Off to the university campus, via the local yarn store (I got a magazine and a ball of sock yarn), where we met my friend Zhenya (old friend from my very first Russian class there). Ice cream for the dairy-tolerant and a popsicle for Iyyar, a walk around the gardens, and a visit to the Echo Tunnel. A very loud visit.

Then home to Grandma's, where we discovered Abba with meat tenderizer plastered on his face from a yellowjacket sting incurred while reading outside at the picnic table. Dinner of the last yogurts in the fridge for the boys, then baths and bed; Grandma E and I shared the box of tomato soup I'd bought on our first day, then there was laundry and packing and bed.
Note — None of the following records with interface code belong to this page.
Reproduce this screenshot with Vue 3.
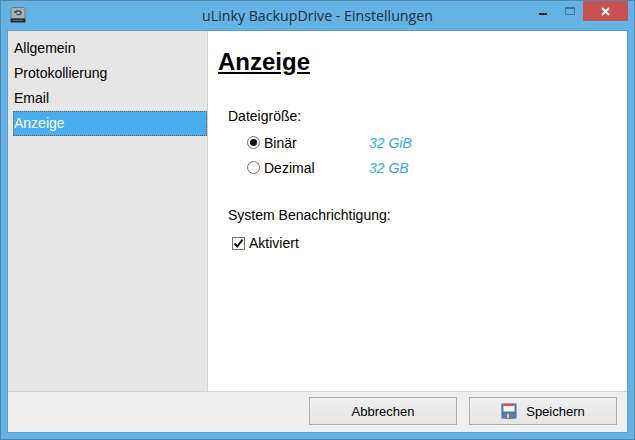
<script setup>
const items = ['Allgemein', 'Protokollierung', 'Email', 'Anzeige']
</script>

<template>
  <div class="window">
    <header class="titlebar">
      <svg class="app-icon" width="16" height="16" viewBox="0 0 16 16">
        <rect x="1" y="0.5" width="14" height="11.5" rx="1.5" fill="#a3b3b6" stroke="#6d7678" stroke-width="1" />
        <path d="M0.5 11.5h15v3a1 1 0 0 1-1 1h-13a1 1 0 0 1-1-1z" fill="#2b2d2f" />
        <rect x="3" y="13" width="10" height="1" fill="#6a6d70" />
        <path d="M4.8 6c0-2.6 6.4-2.8 6.4-.2 0 1.9-3 2.2-4.6 1.7" fill="none" stroke="#39403f" stroke-width="1.2" />
        <path d="M4 5l2.6-1.8v3.2z" fill="#39403f" />
      </svg>
      <div class="title">uLinky BackupDrive - Einstellungen</div>
      <div class="controls">
        <span class="ctl min"><i></i></span>
        <span class="ctl max"><i></i></span>
        <span class="ctl close">
          <svg width="9" height="9" viewBox="0 0 9 9"><path d="M1 1l7 7M8 1l-7 7" stroke="#fff" stroke-width="2" /></svg>
        </span>
      </div>
    </header>
    <div class="client">
      <div class="main">
        <nav class="sidebar">
          <div v-for="item in items" :key="item" class="nav-item" :class="{ selected: item === 'Anzeige' }">{{ item }}</div>
        </nav>
        <section class="content">
          <h1>Anzeige</h1>
          <div class="group-label first">Dateigröße:</div>
          <div class="radio-row">
            <span class="radio on"></span><span class="radio-label">Binär</span><em>32 GiB</em>
          </div>
          <div class="radio-row">
            <span class="radio"></span><span class="radio-label">Dezimal</span><em>32 GB</em>
          </div>
          <div class="group-label second">System Benachrichtigung:</div>
          <div class="check-row">
            <span class="check">
              <svg width="11" height="11" viewBox="0 0 11 11"><path d="M1.5 5.5l2.8 3L9.5 1.6" fill="none" stroke="#111" stroke-width="2" /></svg>
            </span>
            <span>Aktiviert</span>
          </div>
        </section>
      </div>
      <footer class="footer">
        <button class="btn">Abbrechen</button>
        <button class="btn">
          <svg class="save" width="16" height="16" viewBox="0 0 16 16">
            <rect x="0.5" y="0.5" width="15" height="15" rx="1" fill="#4e79b0" stroke="#8fa6c4" stroke-width="1" />
            <rect x="2.5" y="1" width="11" height="7.5" fill="#f4f4f4" />
            <rect x="2.5" y="1" width="11" height="2" fill="#d9534a" />
            <rect x="4" y="10" width="8" height="6" fill="#6f7a88" />
            <rect x="6" y="11" width="2" height="4" fill="#c7ccd2" />
          </svg>
          <span>Speichern</span>
        </button>
      </footer>
    </div>
  </div>
</template>

<style>
html, body { margin: 0; padding: 0; }
</style>

<style scoped>
.window {
  width: 635px;
  height: 440px;
  box-sizing: border-box;
  display: flex;
  flex-direction: column;
  background: #65b3e4;
  border: 1px solid #5186ad;
  padding: 0 6px 6px;
  font-family: "Liberation Sans", Arial, sans-serif;
  font-size: 14px;
  color: #000;
}
.titlebar {
  height: 29px;
  flex: none;
  position: relative;
  display: flex;
  align-items: flex-start;
}
.app-icon {
  position: absolute;
  left: 3px;
  top: 6px;
}
.title {
  flex: 1;
  text-align: center;
  font-family: "Open Sans", sans-serif;
  font-size: 14.2px;
  line-height: 30px;
  color: #1d2c3f;
}
.controls {
  position: absolute;
  right: 0;
  top: 0;
  display: flex;
}
.ctl {
  display: flex;
  align-items: center;
  justify-content: center;
  height: 20px;
}
.min { width: 27px; }
.min i { display: block; width: 8px; height: 2px; background: #222; margin-top: 6px; margin-left: -1px; }
.max { width: 26px; }
.max i {
  display: block;
  width: 8px;
  height: 5px;
  border: 1px solid #45719a;
  border-top-width: 2px;
}
.close { width: 45px; background: #c75050; }
.client {
  flex: 1;
  display: flex;
  flex-direction: column;
  min-height: 0;
  border: 1px solid #5a9fcd;
  background: #efefef;
}
.main {
  flex: 1;
  display: flex;
  min-height: 0;
  border-bottom: 1px solid #d4d4d4;
}
.sidebar {
  width: 194px;
  flex: none;
  background: #e6e6e6;
  border-right: 1px solid #d0d0d0;
  padding-top: 5px;
  padding-left: 5px;
}
.nav-item {
  height: 25px;
  line-height: 24px;
  padding-left: 1px;
  box-sizing: border-box;
}
.selected {
  background: #4aaded;
  color: #fff;
  outline: 1px dotted #7a5a3a;
  outline-offset: -1px;
}
.content {
  flex: 1;
  background: #fff;
  padding-left: 10px;
}
h1 {
  margin: 16px 0 0;
  font-size: 24px;
  line-height: 30px;
  font-weight: 700;
  text-decoration: underline;
}
.group-label { padding-left: 10px; line-height: 20px; }
.first { margin-top: 29px; }
.second { margin-top: 25px; }
.radio-row {
  display: flex;
  align-items: center;
  height: 25px;
  padding-left: 29px;
}
.first + .radio-row { margin-top: 4px; }
.radio {
  width: 11px;
  height: 11px;
  border: 1px solid #707070;
  border-radius: 50%;
  background: #fff;
  position: relative;
  flex: none;
}
.on::after {
  content: "";
  position: absolute;
  left: 2px;
  top: 2px;
  width: 7px;
  height: 7px;
  border-radius: 50%;
  background: #111;
}
.radio-label { margin-left: 4px; width: 105px; }
em { color: #38a9de; font-style: italic; }
.check-row {
  display: flex;
  align-items: center;
  gap: 4px;
  padding-left: 14px;
  margin-top: 8px;
  height: 20px;
}
.check {
  width: 11px;
  height: 11px;
  border: 1px solid #707070;
  background: #fff;
  display: flex;
  flex: none;
}
.footer {
  height: 40px;
  flex: none;
  display: flex;
  justify-content: flex-end;
  gap: 12px;
  padding: 5px 10px 0 0;
  box-sizing: border-box;
}
.btn {
  width: 148px;
  height: 28px;
  box-sizing: border-box;
  border: 1px solid #acacac;
  background: linear-gradient(#f0f0f0, #e5e5e5);
  font: inherit;
  font-size: 13px;
  color: #000;
  display: flex;
  align-items: center;
  justify-content: center;
  padding: 0;
  gap: 9px;
}
</style>
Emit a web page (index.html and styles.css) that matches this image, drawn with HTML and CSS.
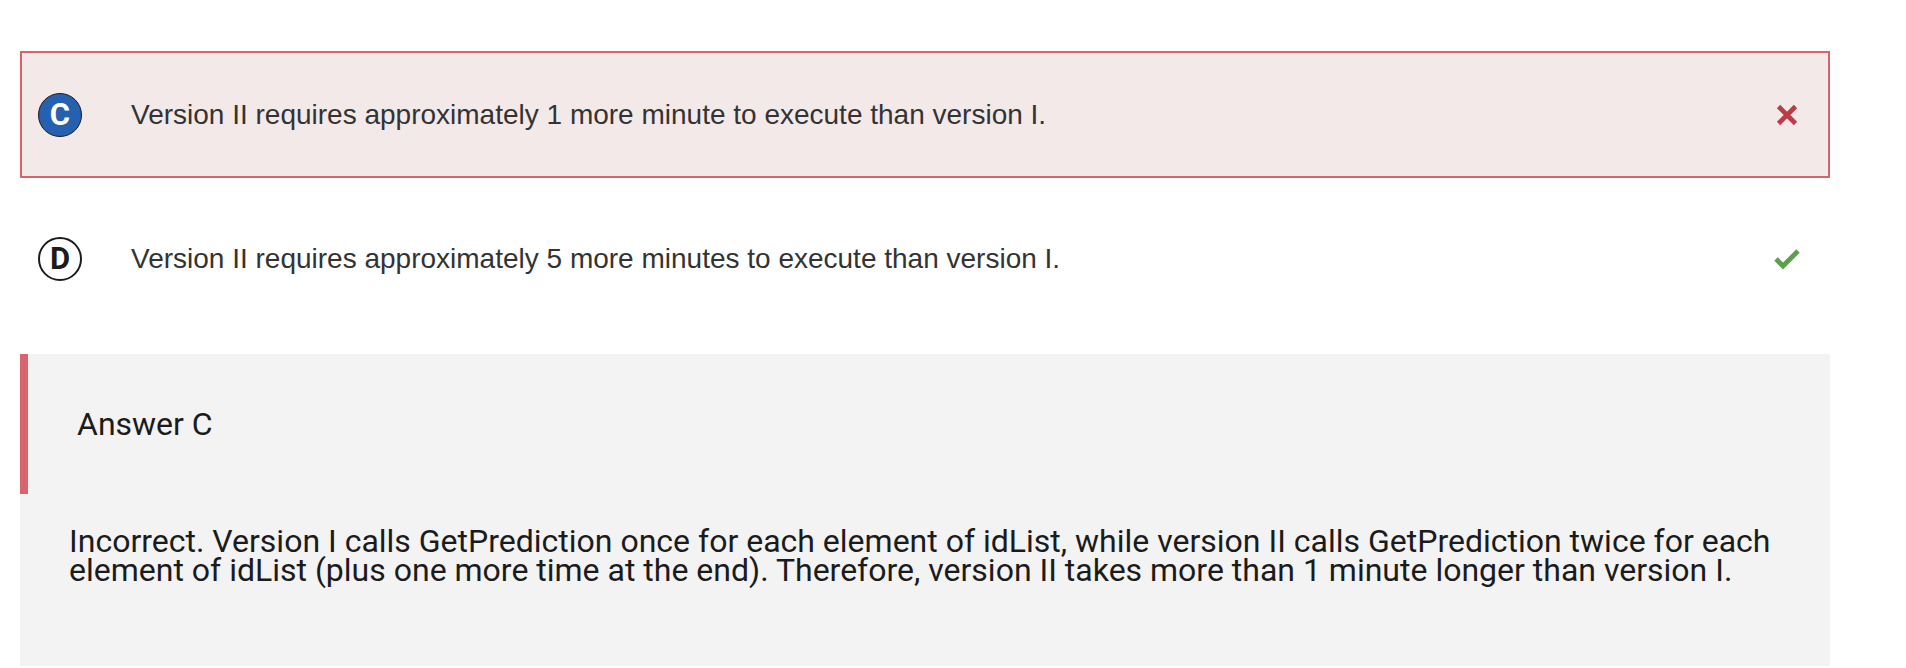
FILE: index.html
```html
<!DOCTYPE html>
<html lang="en">
<head>
  <meta charset="UTF-8" />
  <meta name="viewport" content="width=device-width, initial-scale=1.0"/>
  <title>Question Review</title>
  <link rel="stylesheet" href="styles.css">
</head>
<body>
  <div class="question">
    <div class="choice choice-wrong">
      <span class="letter letter-picked">C</span>
      <span class="choice-text">Version II requires approximately 1 more minute to execute than version I.</span>
      <span class="mark">
        <svg width="26" height="26" viewBox="0 0 26 26">
          <path d="M4.5 4.5 L21.5 21.5 M21.5 4.5 L4.5 21.5" stroke="#bb3b48" stroke-width="4.6" fill="none"/>
        </svg>
      </span>
    </div>

    <div class="choice">
      <span class="letter">D</span>
      <span class="choice-text">Version II requires approximately 5 more minutes to execute than version I.</span>
      <span class="mark">
        <svg width="26" height="22" viewBox="0 0 26 22">
          <path d="M2 11 L9 18 L24 3" stroke="#5e9f4c" stroke-width="4.8" fill="none"/>
        </svg>
      </span>
    </div>

    <div class="feedback">
      <h3 class="feedback-title">Answer C</h3>
      <p class="feedback-text">Incorrect. Version I calls GetPrediction once for each element of idList, while version II calls GetPrediction twice for each<br>element of idList (plus one more time at the end). Therefore, version II takes more than 1 minute longer than version I.</p>
    </div>
  </div>
</body>
</html>
```

FILE: styles.css
```css
body {
  margin: 0;
  padding: 0;
  background: #fff;
  font-family: "Liberation Sans", Arial, sans-serif;
}
.question {
  width: 1810px;
  margin-left: 20px;
  padding-top: 51px;
}
.choice {
  display: flex;
  align-items: center;
  height: 127px;
  box-sizing: border-box;
  border: 2px solid transparent;
  padding: 0 28px 0 16px;
  margin-bottom: 17px;
}
.choice-wrong {
  background: #f4e9e9;
  border-color: #d9636c;
}
.letter {
  width: 44px;
  height: 44px;
  box-sizing: border-box;
  border-radius: 50%;
  border: 2px solid #1c1c1c;
  display: flex;
  align-items: center;
  justify-content: center;
  font-family: Roboto, sans-serif;
  font-weight: 700;
  font-size: 31px;
  color: #1c1c1c;
  margin-right: 49px;
  flex-shrink: 0;
}
.letter-picked {
  background: #2660b0;
  border-width: 1.5px;
  color: #fff;
}
.choice-text {
  flex: 1;
  font-size: 28px;
  color: #333;
}
.mark {
  width: 26px;
  display: flex;
  justify-content: center;
}
.feedback {
  margin-top: 32px;
  background: #f3f3f3;
  height: 312px;
  font-family: Roboto, sans-serif;
  color: #1b1b1b;
}
.feedback-title {
  margin: 0;
  height: 140px;
  display: flex;
  align-items: center;
  border-left: 8px solid #d9646e;
  padding-left: 49px;
  font-size: 32px;
  font-weight: 400;
}
.feedback-text {
  margin: 0;
  padding: 33px 49px 0 49px;
  font-size: 32px;
  line-height: 29px;
  white-space: nowrap;
}
```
Another 4:45 am departure, but a much smoother trip home; everything was on time, it could not have been easier, and we were back in our own home by 1 PM. I took a solo trip to the rarely-visited supermarket for supplies, then made bagels for Shabbos, with Barak watching from the kitchen table.

"Imma, when are we going back to Ithaca? I want to go back there. Can we go back soon?"

Can't imagine why he'd want to do that. Can you?